Despite taking only 17 players, Rivals rated the group as the No. 14 class in the country and the second best in the Big 12, behind Texas. What it lacked in size, it supposedly made up for in quality. It featured two of the 26 five-star recruits from around the country and seven four-star prospects.

Ultimately, attrition claimed all but seven of those players. Signees who washed out included the two five-stars, running back Brandon Williams, who left OU after a year and finished his career as a cornerback at Texas A&M, and receiver Trey Metoyer, who had to spend a gap year at prep school and left the team in 2013 under, ahem, disturbing circumstances.

(Note that I use “attrition” to cover players who left the program before they had used up their eligibility, excluding those who declared early for the draft or used the graduate transfer rule.

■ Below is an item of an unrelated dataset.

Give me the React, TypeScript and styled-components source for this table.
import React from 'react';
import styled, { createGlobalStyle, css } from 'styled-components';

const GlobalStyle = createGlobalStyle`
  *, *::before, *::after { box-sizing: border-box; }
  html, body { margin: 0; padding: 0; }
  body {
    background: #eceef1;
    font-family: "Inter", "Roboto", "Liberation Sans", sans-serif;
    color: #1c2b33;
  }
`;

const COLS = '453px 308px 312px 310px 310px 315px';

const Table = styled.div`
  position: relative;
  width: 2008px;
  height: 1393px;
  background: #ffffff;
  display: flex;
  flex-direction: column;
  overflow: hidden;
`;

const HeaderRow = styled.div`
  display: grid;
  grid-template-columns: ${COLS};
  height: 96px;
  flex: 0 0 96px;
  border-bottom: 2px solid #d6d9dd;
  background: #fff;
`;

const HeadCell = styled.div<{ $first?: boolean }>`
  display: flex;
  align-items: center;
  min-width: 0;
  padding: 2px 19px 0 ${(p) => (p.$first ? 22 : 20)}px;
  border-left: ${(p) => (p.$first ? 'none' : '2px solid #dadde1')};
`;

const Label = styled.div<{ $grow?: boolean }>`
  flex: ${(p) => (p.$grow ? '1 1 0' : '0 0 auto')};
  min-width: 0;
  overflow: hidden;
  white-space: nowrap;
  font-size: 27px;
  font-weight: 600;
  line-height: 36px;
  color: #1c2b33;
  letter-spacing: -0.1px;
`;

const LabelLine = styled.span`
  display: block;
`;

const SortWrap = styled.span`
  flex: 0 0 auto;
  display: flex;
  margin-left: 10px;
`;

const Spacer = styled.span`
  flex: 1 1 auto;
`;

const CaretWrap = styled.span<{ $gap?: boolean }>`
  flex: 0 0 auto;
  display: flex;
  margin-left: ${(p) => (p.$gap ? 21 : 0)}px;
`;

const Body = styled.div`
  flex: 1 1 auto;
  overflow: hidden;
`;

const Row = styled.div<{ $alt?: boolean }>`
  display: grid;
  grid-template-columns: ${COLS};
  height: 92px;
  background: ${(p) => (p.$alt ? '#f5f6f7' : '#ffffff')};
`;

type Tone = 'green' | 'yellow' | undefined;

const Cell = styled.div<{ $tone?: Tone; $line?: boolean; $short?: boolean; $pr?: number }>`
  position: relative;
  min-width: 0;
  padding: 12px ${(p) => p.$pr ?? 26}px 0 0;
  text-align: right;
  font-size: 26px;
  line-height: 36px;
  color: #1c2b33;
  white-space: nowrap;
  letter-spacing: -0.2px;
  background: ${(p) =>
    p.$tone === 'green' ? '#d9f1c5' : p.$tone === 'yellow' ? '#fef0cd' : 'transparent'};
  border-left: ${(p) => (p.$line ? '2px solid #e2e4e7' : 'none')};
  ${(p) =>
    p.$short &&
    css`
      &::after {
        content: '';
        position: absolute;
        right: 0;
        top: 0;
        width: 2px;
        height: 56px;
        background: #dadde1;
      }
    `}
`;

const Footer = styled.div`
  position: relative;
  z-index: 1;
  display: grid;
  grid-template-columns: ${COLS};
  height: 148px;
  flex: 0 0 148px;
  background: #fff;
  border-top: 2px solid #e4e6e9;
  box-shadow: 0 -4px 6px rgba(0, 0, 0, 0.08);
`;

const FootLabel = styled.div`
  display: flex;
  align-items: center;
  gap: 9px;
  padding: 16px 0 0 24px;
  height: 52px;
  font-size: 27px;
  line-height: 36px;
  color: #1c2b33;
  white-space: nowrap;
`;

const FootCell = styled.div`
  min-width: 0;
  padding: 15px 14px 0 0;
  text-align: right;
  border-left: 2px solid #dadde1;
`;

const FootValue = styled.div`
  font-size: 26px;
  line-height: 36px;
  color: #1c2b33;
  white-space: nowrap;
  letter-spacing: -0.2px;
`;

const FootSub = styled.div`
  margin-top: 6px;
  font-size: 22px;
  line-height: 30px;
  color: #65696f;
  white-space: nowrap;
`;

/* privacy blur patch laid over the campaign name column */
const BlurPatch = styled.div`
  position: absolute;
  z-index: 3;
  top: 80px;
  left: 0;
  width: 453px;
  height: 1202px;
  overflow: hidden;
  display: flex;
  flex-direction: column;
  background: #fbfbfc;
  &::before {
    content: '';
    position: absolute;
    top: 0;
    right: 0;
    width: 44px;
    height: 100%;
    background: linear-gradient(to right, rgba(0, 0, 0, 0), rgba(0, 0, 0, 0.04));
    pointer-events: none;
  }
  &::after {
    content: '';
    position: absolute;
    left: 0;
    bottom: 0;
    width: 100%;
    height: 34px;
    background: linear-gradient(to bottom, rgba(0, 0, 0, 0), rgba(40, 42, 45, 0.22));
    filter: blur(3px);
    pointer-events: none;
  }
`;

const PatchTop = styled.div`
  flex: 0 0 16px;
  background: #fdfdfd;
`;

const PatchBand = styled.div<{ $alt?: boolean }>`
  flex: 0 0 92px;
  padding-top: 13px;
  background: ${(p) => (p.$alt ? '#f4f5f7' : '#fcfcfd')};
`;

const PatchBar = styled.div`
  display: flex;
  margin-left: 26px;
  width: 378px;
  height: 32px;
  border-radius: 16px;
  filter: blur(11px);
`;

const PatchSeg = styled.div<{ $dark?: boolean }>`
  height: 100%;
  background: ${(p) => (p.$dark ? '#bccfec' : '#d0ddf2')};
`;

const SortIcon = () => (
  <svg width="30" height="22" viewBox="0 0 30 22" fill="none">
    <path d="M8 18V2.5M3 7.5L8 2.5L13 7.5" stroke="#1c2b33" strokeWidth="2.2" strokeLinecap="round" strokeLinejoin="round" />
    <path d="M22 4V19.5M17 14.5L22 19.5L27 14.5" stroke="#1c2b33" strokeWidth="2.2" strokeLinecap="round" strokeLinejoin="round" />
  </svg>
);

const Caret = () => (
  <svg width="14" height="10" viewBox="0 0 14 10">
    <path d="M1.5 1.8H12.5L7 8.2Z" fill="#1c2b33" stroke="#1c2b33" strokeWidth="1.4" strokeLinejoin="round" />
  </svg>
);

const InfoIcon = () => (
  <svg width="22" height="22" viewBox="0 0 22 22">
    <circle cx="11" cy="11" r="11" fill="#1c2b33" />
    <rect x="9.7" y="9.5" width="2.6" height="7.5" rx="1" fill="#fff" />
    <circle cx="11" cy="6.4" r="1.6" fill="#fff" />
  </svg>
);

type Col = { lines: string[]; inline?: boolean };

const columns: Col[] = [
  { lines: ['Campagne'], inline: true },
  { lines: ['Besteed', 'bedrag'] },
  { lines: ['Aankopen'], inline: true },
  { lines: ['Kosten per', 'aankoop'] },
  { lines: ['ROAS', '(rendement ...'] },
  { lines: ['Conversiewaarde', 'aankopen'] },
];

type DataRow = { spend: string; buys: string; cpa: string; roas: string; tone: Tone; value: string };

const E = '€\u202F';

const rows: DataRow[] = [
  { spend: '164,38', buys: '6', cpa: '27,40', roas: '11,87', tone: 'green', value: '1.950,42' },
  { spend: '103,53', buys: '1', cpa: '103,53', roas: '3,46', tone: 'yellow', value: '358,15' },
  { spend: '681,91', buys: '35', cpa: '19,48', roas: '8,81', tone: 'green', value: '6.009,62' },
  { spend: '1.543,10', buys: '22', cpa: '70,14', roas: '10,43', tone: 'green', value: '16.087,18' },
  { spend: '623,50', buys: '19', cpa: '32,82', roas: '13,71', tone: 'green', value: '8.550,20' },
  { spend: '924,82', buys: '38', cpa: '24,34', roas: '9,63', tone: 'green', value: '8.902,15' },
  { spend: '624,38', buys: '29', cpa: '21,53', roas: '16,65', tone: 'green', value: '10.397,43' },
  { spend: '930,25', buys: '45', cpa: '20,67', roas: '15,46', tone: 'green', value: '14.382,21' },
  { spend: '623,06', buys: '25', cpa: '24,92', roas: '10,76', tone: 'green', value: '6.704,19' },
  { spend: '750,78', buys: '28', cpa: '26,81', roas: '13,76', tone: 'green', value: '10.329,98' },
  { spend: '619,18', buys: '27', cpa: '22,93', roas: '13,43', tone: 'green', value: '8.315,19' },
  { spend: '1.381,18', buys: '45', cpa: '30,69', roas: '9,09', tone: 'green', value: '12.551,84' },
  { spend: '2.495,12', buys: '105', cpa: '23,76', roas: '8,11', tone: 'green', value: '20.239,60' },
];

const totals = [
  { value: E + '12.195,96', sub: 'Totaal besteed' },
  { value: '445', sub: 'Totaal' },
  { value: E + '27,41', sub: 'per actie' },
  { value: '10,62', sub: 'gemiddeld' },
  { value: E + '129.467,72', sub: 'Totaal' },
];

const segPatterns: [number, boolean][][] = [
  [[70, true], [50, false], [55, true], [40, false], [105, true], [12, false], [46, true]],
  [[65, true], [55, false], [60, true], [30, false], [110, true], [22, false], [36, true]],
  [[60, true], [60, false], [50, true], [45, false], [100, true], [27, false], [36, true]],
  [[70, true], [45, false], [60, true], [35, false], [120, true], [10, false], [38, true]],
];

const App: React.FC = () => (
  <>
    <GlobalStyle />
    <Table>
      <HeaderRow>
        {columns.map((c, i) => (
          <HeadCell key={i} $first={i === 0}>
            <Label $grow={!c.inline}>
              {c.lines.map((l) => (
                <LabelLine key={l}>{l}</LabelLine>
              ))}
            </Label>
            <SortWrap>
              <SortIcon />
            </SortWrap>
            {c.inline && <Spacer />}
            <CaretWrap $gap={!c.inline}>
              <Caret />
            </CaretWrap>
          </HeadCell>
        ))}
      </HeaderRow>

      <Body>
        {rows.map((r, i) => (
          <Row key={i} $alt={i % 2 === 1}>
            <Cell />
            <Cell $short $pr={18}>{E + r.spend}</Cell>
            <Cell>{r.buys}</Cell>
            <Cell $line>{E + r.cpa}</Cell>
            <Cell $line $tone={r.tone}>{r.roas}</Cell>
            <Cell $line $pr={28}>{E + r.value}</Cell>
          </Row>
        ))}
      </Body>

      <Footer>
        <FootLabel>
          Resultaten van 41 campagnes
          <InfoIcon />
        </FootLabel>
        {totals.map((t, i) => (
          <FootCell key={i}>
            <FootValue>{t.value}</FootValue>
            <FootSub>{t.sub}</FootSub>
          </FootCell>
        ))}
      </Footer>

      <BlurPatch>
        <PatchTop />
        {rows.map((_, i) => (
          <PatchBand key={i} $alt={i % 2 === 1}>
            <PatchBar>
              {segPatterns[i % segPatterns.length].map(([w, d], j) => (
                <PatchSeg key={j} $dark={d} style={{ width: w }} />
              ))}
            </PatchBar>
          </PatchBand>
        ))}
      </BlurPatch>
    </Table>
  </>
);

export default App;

Defensive lineman Jordan Phillips left for the NFL with one year of eligibility remaining, and Kendal Thompson left for Utah after graduating.)

In the end, the 2011 group reflects the recruiting shortcomings that plagued the program in the early half of this decade. (I hope to follow up soon with a deeper dive into recent classes.) It could be due to any number of reasons, from poor evaluations to a willingness to take on riskier cases, but the end result was way too much turnover to maintain continuity and build adequate depth.

The five who made it all the way through – Derek Farniok, Nila Kasitati, P.L. Lindley and Frank Shannon – got a nice send-off season, but the ’11 class as a whole set the program back considerably.

(Editor’s note: Initially, I listed 2011 signee Jordan Wade as having finished his eligibility this year. In fact, Wade sat out 2011 and entered the program in 2012. He redshirted in ’12, which means he still has one year left to play in 2016.)